Monday, April 9, 2007

neye inanmak gerek acaba? nasıl davranmak gerek aklınla mantığın farklıyken,hele de zıtken birbirlerine? carpediem mi yapmalı bilemedim şahsen.... fazla kafeinden dolayı açık olan gözlerimi kapatıp rüzgarı mı takip etmeli? ama başka bi çöküşe katlanabileceimi zannetmiyorum bu konuda.... korkuyorum sanırım bir de azıcık; ama korkmak neye yarar ki?? hele yaşamak varken korkmayı tercih etmek nasıl bir seçimdir; onu hiç bilemiyorum işte...
en iyisi hafif akışa uyup her an da gidebileceiğini hissettirmek kendine..de bir de inandırabilsem kendimi....

Sunday, April 1, 2007

beyin serpintileri

ha bu arada,bir de kitap okuyorum utanmadan psikoloji kitabının önünde...adı niteliksiz adam,robert musil eseri kendisi;yky yayınlarından çıkmış,ahmet cemal çevirmiş..... kitabın bir de önsözü var ernst fischer imzalı ki kendisi benim okuduğum basımda 79 sayfa tutmakta ve üstünde oturulup düşünüldüğü belli birtakım beyin ürünleri içermekte....hemen dikkatimizi bu hoş kelimeler topluluğuna çevirmekteyiz ve bakın;bir kaç tanesi burda bile(bu cumle sizce de trt de resim yapan bonus amcanın işte burada bir tane küçük çalı yaşamakta,hadi buna arkadaş birkaç çalı daha yapalım cümlesi gibi olmadı mı?)
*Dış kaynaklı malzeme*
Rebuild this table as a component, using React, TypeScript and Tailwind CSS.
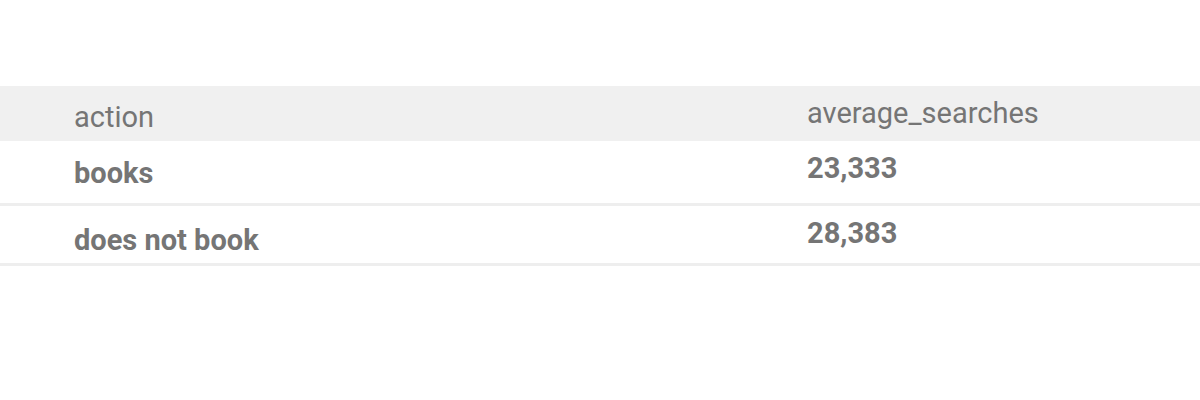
export default function App() {
  const rows = [
    { a: "books", b: "23,333", pa: "pt-[18px]", h: "h-[65px]" },
    { a: "does not book", b: "28,383", pa: "pt-[20px]", h: "h-[60px]" },
  ];
  return (
    <div className="w-[1200px] h-[400px] bg-white pt-[86px] font-['Roboto',sans-serif] text-[#757575]">
      <div className="flex h-[55px] bg-[#f0f0f0] text-[29px] leading-none">
        <div className="w-[807px] pl-[74px] pt-[17px]">action</div>
        <div className="flex-1 pt-[13px]">average_searches</div>
      </div>
      {rows.map((r) => (
        <div
          key={r.a}
          className={`flex ${r.h} border-b-[3px] border-[#eeeeee] text-[29px] font-bold leading-none`}
        >
          <div className={`w-[807px] pl-[74px] ${r.pa}`}>{r.a}</div>
          <div className="flex-1 pt-[13px]">{r.b}</div>
        </div>
      ))}
    </div>
  );
}
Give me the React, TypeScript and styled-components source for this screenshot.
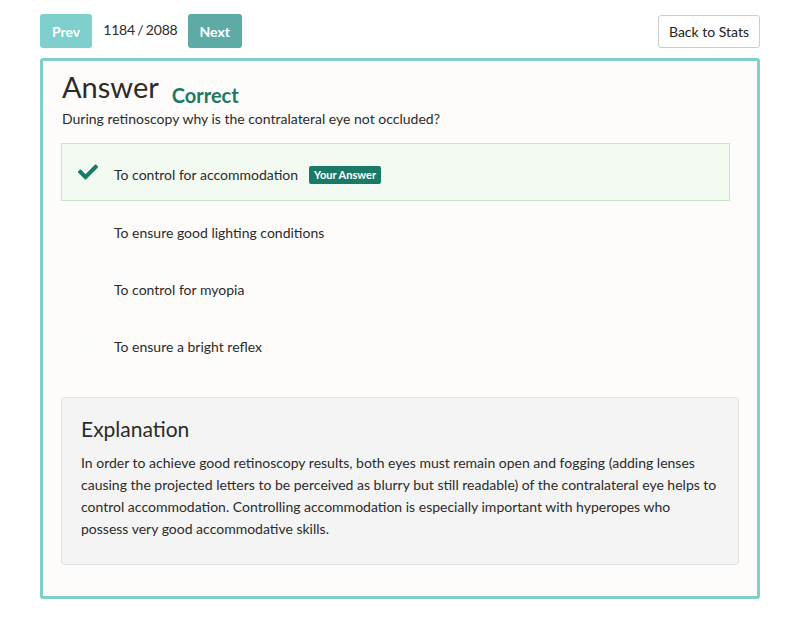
import React from "react";
import styled, { createGlobalStyle } from "styled-components";
import { FaCheck } from "react-icons/fa";

const Global = createGlobalStyle`
  body { margin: 0; background: #ffffff; font-family: Lato, "Open Sans", sans-serif; color: #2b2b2b; }
`;

const Page = styled.div`
  padding: 14px 40px 0 40px;
`;

const TopBar = styled.div`
  display: flex;
  align-items: center;
  height: 34px;
`;

const NavButton = styled.button<{ $dark?: boolean }>`
  height: 34px;
  padding: 0 12px;
  border: none;
  border-radius: 3px;
  background: ${(p) => (p.$dark ? "#5eaba6" : "#7fcfcc")};
  color: #ffffff;
  font-family: Lato, sans-serif;
  font-weight: 700;
  font-size: 14px;
`;

const Counter = styled.span`
  font-size: 14px;
  letter-spacing: -0.2px;
  word-spacing: -1px;
  color: #2b2b2b;
  margin: 0 10px 0 11px;
  position: relative;
  top: -2px;
`;

const Spacer = styled.div`
  flex: 1;
`;

const BackButton = styled.button`
  height: 33px;
  padding: 0 10px;
  background: #ffffff;
  border: 1px solid #cccccc;
  border-radius: 3px;
  font-family: Lato, sans-serif;
  font-size: 14px;
  color: #222;
`;

const Card = styled.div`
  margin-top: 10px;
  border: 3px solid #7fcfcc;
  border-radius: 3px;
  background: #fdfcfa;
  padding: 8px 18px 31px 18px;
`;

const HeadingRow = styled.div`
  display: flex;
  align-items: baseline;
  padding-left: 1px;
`;

const Title = styled.h1`
  margin: 0;
  font-size: 29px;
  font-weight: 400;
  color: #2b2b2b;
  line-height: 36px;
`;

const Status = styled.span`
  margin-left: 13px;
  font-size: 20px;
  font-weight: 700;
  color: #1a7a66;
  position: relative;
  top: 5px;
`;

const Question = styled.p`
  margin: 4px 0 14px 1px;
  font-size: 14px;
  line-height: 20px;
`;

const Options = styled.div`
  width: 669px;
  display: flex;
  flex-direction: column;
`;

const Option = styled.div<{ $selected?: boolean }>`
  display: flex;
  align-items: center;
  height: ${(p) => (p.$selected ? "58px" : "57px")};
  box-sizing: border-box;
  padding: 5px 0 0 16px;
  background: ${(p) => (p.$selected ? "#f3faf1" : "transparent")};
  border: 1px solid ${(p) => (p.$selected ? "#c9e5c4" : "transparent")};
  font-size: 14px;
  color: #2b2b2b;
`;

const CheckBox = styled.span<{ $on?: boolean }>`
  width: 22px;
  margin-right: 14px;
  display: flex;
  align-items: center;
  position: relative;
  top: -3px;
  color: ${(p) => (p.$on ? "#1a7a66" : "#fbfbf9")};
  font-size: 20px;
`;

const Badge = styled.span`
  margin-left: 11px;
  background: #1a7a66;
  color: #ffffff;
  font-size: 11px;
  font-weight: 700;
  padding: 3px 5px;
  border-radius: 2px;
  line-height: 12px;
`;

const Explanation = styled.div`
  margin-top: 25px;
  background: #f4f4f4;
  border: 1px solid #e2e2e2;
  border-radius: 4px;
  padding: 18px 19px 24px 19px;
`;

const ExplTitle = styled.h2`
  margin: 0 0 10px 0;
  font-size: 21px;
  font-weight: 400;
  line-height: 26px;
  color: #2b2b2b;
`;

const ExplText = styled.p`
  margin: 0;
  font-size: 14px;
  line-height: 22px;
  color: #2b2b2b;
`;

const options = [
  { text: "To control for accommodation", selected: true },
  { text: "To ensure good lighting conditions" },
  { text: "To control for myopia" },
  { text: "To ensure a bright reflex" },
];

export default function App() {
  return (
    <>
      <Global />
      <Page>
        <TopBar>
          <NavButton>Prev</NavButton>
          <Counter>1184 / 2088</Counter>
          <NavButton $dark>Next</NavButton>
          <Spacer />
          <BackButton>Back to Stats</BackButton>
        </TopBar>
        <Card>
          <HeadingRow>
            <Title>Answer</Title>
            <Status>Correct</Status>
          </HeadingRow>
          <Question>During retinoscopy why is the contralateral eye not occluded?</Question>
          <Options>
            {options.map((o) => (
              <Option key={o.text} $selected={o.selected}>
                <CheckBox $on={o.selected}>
                  <FaCheck />
                </CheckBox>
                {o.text}
                {o.selected && <Badge>Your Answer</Badge>}
              </Option>
            ))}
          </Options>
          <Explanation>
            <ExplTitle>Explanation</ExplTitle>
            <ExplText>
              In order to achieve good retinoscopy results, both eyes must remain open and fogging (adding lenses
              causing the projected letters to be perceived as blurry but still readable) of the contralateral eye helps
              to control accommodation. Controlling accommodation is especially important with hyperopes who
              possess very good accommodative skills.
            </ExplText>
          </Explanation>
        </Card>
      </Page>
    </>
  );
}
"kapitalist burjuva dünyasında,erkeklerin iktidar olduğu iş ilişkileriyle,sömürüyle ve rekabetle dolu dünyasında herşeyi pazara götüren bu dunyada aşktan salt mantığa kadar bütün ilişkiler arz ve talebin,teminatların ve faizlerin dilinde anlatılabilir."

şimdi,oldukça mantıklı yerler değinmiş olmasına karşın ben bir keç yere takıldım;kapitalizmden önce insanların "aşk ilişkilerinin" böyle olmadığına nasıl karar verebiliriz ki;tamam,tüketim toplumu aşkı da tüketmekte artık,ya da aşk kisvesi altında üretilen bir common sense i pazarlayıp onun üstünden çok da rahat para kazanmakta(bknz. sevililer günü), lakin buna illa da amanınn vahşi kapitaliz herşeyin suçlusudur,hemen şeyedelim mantığıyla yaklaşmak ne derece doğrudur? buna karşın ernst fischer iyi bir bakış açısı yakalamış ve doğru kelimeler kullanmış o ayrı...

takıldığım öbür nokta da şu: ilk önce bir erkek egemenliği yerleşmiş olabilir iş yaşantımıza lakin dikkatinizi çekerim,kadınların getirdiği rekabet ve "sömürü",erkeklerin getirdiklerinden çok daha soğuk ve hırçındır;bilirsiniz ki şu kadın milleti(evet biz) kafasına koyduğunu gerçekleştirmek için hiç birşeyden kaçınmaz,gocunmaz;kısaca tehlikelidir..o yuzden hani şu çoook romantik gözüken hatunlar,aslında aşkın bir tüketim aracına dönüşmesinde başrol oynamış olabilirler...etrafa bakın,reklamlara,kadınlar sevgilisinin kendisini "şu kadarcık" sevmeleri için zorlamaktalar, her an ilgi görmek amacıyla da binbir olay yaratmaktalar(nedense bu daha tanıdık geldi..). şimdi soruyorum (konu nereden nereye geldi gerçi ama) erkekler mi daha kapitalisttir(yukarıdaki alıntıdan hareketle),yoksa kadınlar mı?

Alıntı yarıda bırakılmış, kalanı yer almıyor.